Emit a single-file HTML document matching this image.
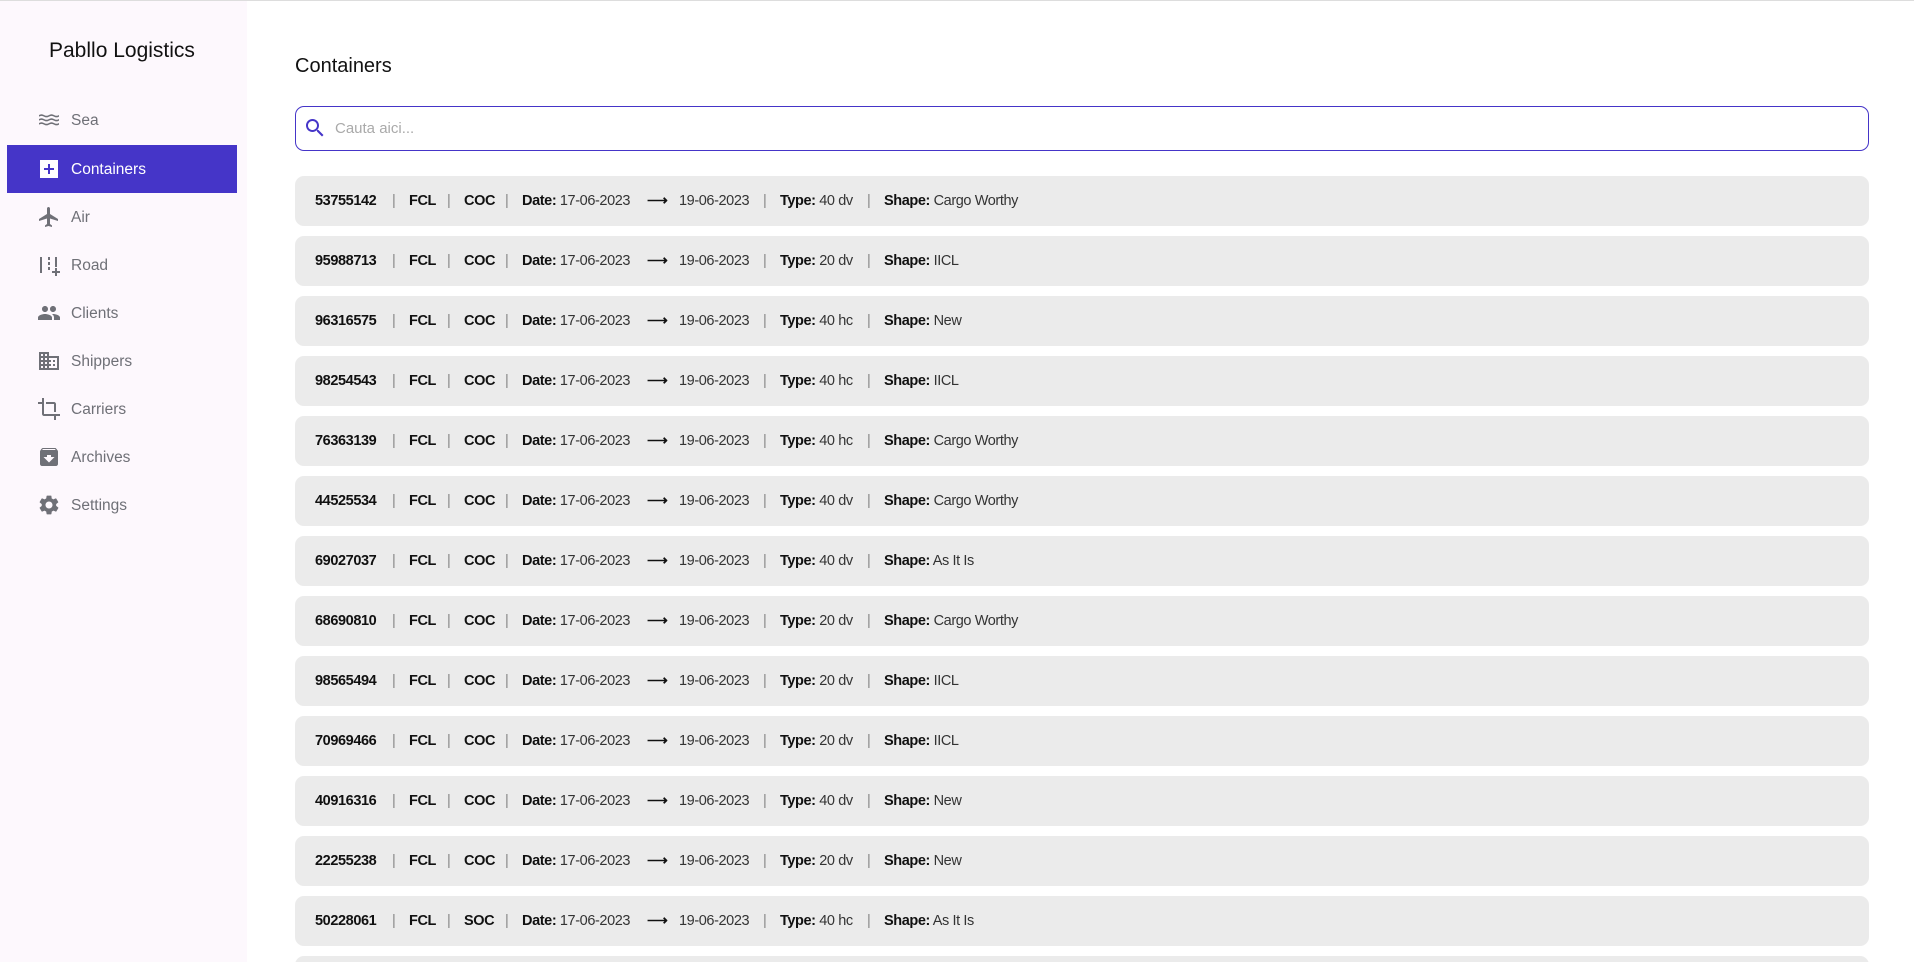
<!DOCTYPE html>
<html><head><meta charset="utf-8"><style>
*{margin:0;padding:0;box-sizing:border-box}
html,body{width:1914px;height:962px;overflow:hidden}
body{background:#fff;font-family:"Liberation Sans",sans-serif}
#w{position:relative;width:1914px;height:962px;overflow:hidden;border-top:1px solid #ddd}
.side{position:absolute;left:0;top:0;width:247px;height:962px;background:#fdf8fd}
.brand{position:absolute;left:49px;top:38px;font-size:21px;color:#111}
.nav{position:absolute;left:7px;width:230px;height:48px;color:#6f7077;font-size:15.5px}
.nav svg{position:absolute;left:30px;top:12px;width:24px;height:24px;fill:#6f7077}
.nav span{position:absolute;left:64px;top:16px}
.nav.act{background:#4535c8;color:#fff}
.nav.act svg{fill:#fff}
h1{position:absolute;left:295px;top:54px;font-size:20px;font-weight:normal;color:#111}
.search{position:absolute;left:295px;top:105px;width:1574px;height:45px;border:1.5px solid #4535c8;border-radius:9px}
.search svg{position:absolute;left:7px;top:9px;width:24px;height:24px;fill:#4535c8}
.search span{position:absolute;left:39px;top:13px;color:#aaa;font-size:15px}
.row{position:absolute;left:295px;width:1574px;height:50px;background:#ebebeb;border-radius:9px;font-size:14.5px;color:#333;letter-spacing:-0.4px}
.row s{position:absolute;top:17px;text-decoration:none;white-space:nowrap}
.row b{font-weight:bold;color:#111}
.row i{font-style:normal;color:#888}
</style></head><body><div id="w">
<div class="side">
<div class="brand">Pabllo Logistics</div>
<div class="nav" style="top:95px"><svg viewBox="0 0 24 24"><path d="M2 7q2.5-1.5 5 0t5 0 5 0 5 0v1.6q-2.5 1.5-5 0t-5 0-5 0-5 0zM2 11q2.5-1.5 5 0t5 0 5 0 5 0v1.6q-2.5 1.5-5 0t-5 0-5 0-5 0zM2 15q2.5-1.5 5 0t5 0 5 0 5 0v1.6q-2.5 1.5-5 0t-5 0-5 0-5 0z"/></svg><span>Sea</span></div>
<div class="nav act" style="top:144px"><svg viewBox="0 0 24 24"><path d="M3 3h18v18H3zM11 7v4H7v2h4v4h2v-4h4v-2h-4V7z" fill-rule="evenodd"/></svg><span>Containers</span></div>
<div class="nav" style="top:192px"><svg viewBox="0 0 24 24"><path d="M21 16v-2l-8-5V3.5C13 2.7 12.3 2 11.5 2S10 2.7 10 3.5V9l-8 5v2l8-2.5V19l-2 1.5V22l3.5-1 3.5 1v-1.5L13 19v-5.5z"/></svg><span>Air</span></div>
<div class="nav" style="top:240px"><svg viewBox="0 0 24 24"><path d="M3 4h2v16H3zM11 4h2v3h-2zM11 9h2v3h-2zM11 14h2v3h-2zM18 4h2v10h-2zM18 15h2v3h3v2h-3v3h-2v-3h-3v-2h3z"/></svg><span>Road</span></div>
<div class="nav" style="top:288px"><svg viewBox="0 0 24 24"><path d="M16 11c1.7 0 3-1.3 3-3s-1.3-3-3-3-3 1.3-3 3 1.3 3 3 3zm-8 0c1.7 0 3-1.3 3-3S9.7 5 8 5 5 6.3 5 8s1.3 3 3 3zm0 2c-2.3 0-7 1.2-7 3.5V19h14v-2.5C15 14.2 10.3 13 8 13zm8 0c-.3 0-.6 0-1 .1 1.2.8 2 1.9 2 3.4V19h6v-2.5c0-2.3-4.7-3.5-7-3.5z"/></svg><span>Clients</span></div>
<div class="nav" style="top:336px"><svg viewBox="0 0 24 24"><path d="M12 7V3H2v18h20V7H12zM6 19H4v-2h2v2zm0-4H4v-2h2v2zm0-4H4V9h2v2zm0-4H4V5h2v2zm4 12H8v-2h2v2zm0-4H8v-2h2v2zm0-4H8V9h2v2zm0-4H8V5h2v2zm10 12h-8v-2h2v-2h-2v-2h2v-2h-2V9h8v10zm-2-8h-2v2h2v-2zm0 4h-2v2h2v-2z"/></svg><span>Shippers</span></div>
<div class="nav" style="top:384px"><svg viewBox="0 0 24 24"><path d="M17 15h2V7c0-1.1-.9-2-2-2H9v2h8v8zM7 17V1H5v4H1v2h4v10c0 1.1.9 2 2 2h10v4h2v-4h4v-2H7z"/></svg><span>Carriers</span></div>
<div class="nav" style="top:432px"><svg viewBox="0 0 24 24"><path d="M20.5 5.2 19.1 3.5C18.9 3.2 18.5 3 18 3H6c-.5 0-.9.2-1.2.5L3.5 5.2C3.2 5.6 3 6 3 6.5V19c0 1.1.9 2 2 2h14c1.1 0 2-.9 2-2V6.5c0-.5-.2-.9-.5-1.3zM12 17.5 6.5 12H10v-2h4v2h3.5L12 17.5zM5.1 5l.8-1h12l.9 1H5.1z"/></svg><span>Archives</span></div>
<div class="nav" style="top:480px"><svg viewBox="0 0 24 24"><path d="M19.1 12.9c0-.3.1-.6.1-.9s0-.6-.1-.9l2-1.6c.2-.1.2-.4.1-.6l-1.9-3.3c-.1-.2-.4-.3-.6-.2l-2.4 1c-.5-.4-1-.7-1.6-.9L14.4 3c0-.2-.2-.4-.5-.4h-3.8c-.2 0-.4.2-.5.4l-.4 2.5c-.6.2-1.1.6-1.6.9l-2.4-1c-.2-.1-.5 0-.6.2L2.7 8.9c-.1.2-.1.5.1.6l2 1.6c0 .3-.1.6-.1.9s0 .6.1.9l-2 1.6c-.2.1-.2.4-.1.6l1.9 3.3c.1.2.4.3.6.2l2.4-1c.5.4 1 .7 1.6.9l.4 2.5c0 .2.2.4.5.4h3.8c.2 0 .4-.2.5-.4l.4-2.5c.6-.2 1.1-.6 1.6-.9l2.4 1c.2.1.5 0 .6-.2l1.9-3.3c.1-.2.1-.5-.1-.6l-2-1.6zM12 15.5c-1.9 0-3.5-1.6-3.5-3.5s1.6-3.5 3.5-3.5 3.5 1.6 3.5 3.5-1.6 3.5-3.5 3.5z"/></svg><span>Settings</span></div>
</div>
<h1>Containers</h1>
<div class="search"><svg viewBox="0 0 24 24"><path d="M15.5 14h-.8l-.3-.3c1-1.1 1.6-2.6 1.6-4.2C16 5.9 13.1 3 9.5 3S3 5.9 3 9.5 5.9 16 9.5 16c1.6 0 3.1-.6 4.2-1.6l.3.3v.8l5 5 1.5-1.5-5-5zm-6 0C7 14 5 12 5 9.5S7 5 9.5 5 14 7 14 9.5 12 14 9.5 14z"/></svg><span>Cauta aici...</span></div>
<div id="rows"></div>
</div>
<script>
var d=[["53755142","COC","40 dv","Cargo Worthy"],["95988713","COC","20 dv","IICL"],["96316575","COC","40 hc","New"],["98254543","COC","40 hc","IICL"],["76363139","COC","40 hc","Cargo Worthy"],["44525534","COC","40 dv","Cargo Worthy"],["69027037","COC","40 dv","As It Is"],["68690810","COC","20 dv","Cargo Worthy"],["98565494","COC","20 dv","IICL"],["70969466","COC","20 dv","IICL"],["40916316","COC","40 dv","New"],["22255238","COC","20 dv","New"],["50228061","SOC","40 hc","As It Is"],["","","",""]];
var h="";
d.forEach(function(r,k){
var t=175+60*k;
h+='<div class="row" style="top:'+t+'px">';
if(r[0]){
var x=[20,97,114,152,169,210,227,352,384,468,485,572,589];
var o=['<b>'+r[0]+'</b>','<i>|</i>','<b>FCL</b>','<i>|</i>','<b>'+r[1]+'</b>','<i>|</i>','<b>Date:</b> 17-06-2023','<b>&#10230;</b>','19-06-2023','<i>|</i>','<b>Type:</b> '+r[2],'<i>|</i>','<b>Shape:</b> '+r[3]];
for(var i=0;i<o.length;i++)h+='<s style="left:'+x[i]+'px">'+o[i]+'</s>';
}
h+='</div>';
});
document.getElementById('rows').innerHTML=h;
</script>
</body></html>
•••
● Task prompt: Using the listing above, list every line in which the string "document" occurs.

● Response to the exercise:
Emit a single-file HTML document matching this image.
document.getElementById('rows').innerHTML=h;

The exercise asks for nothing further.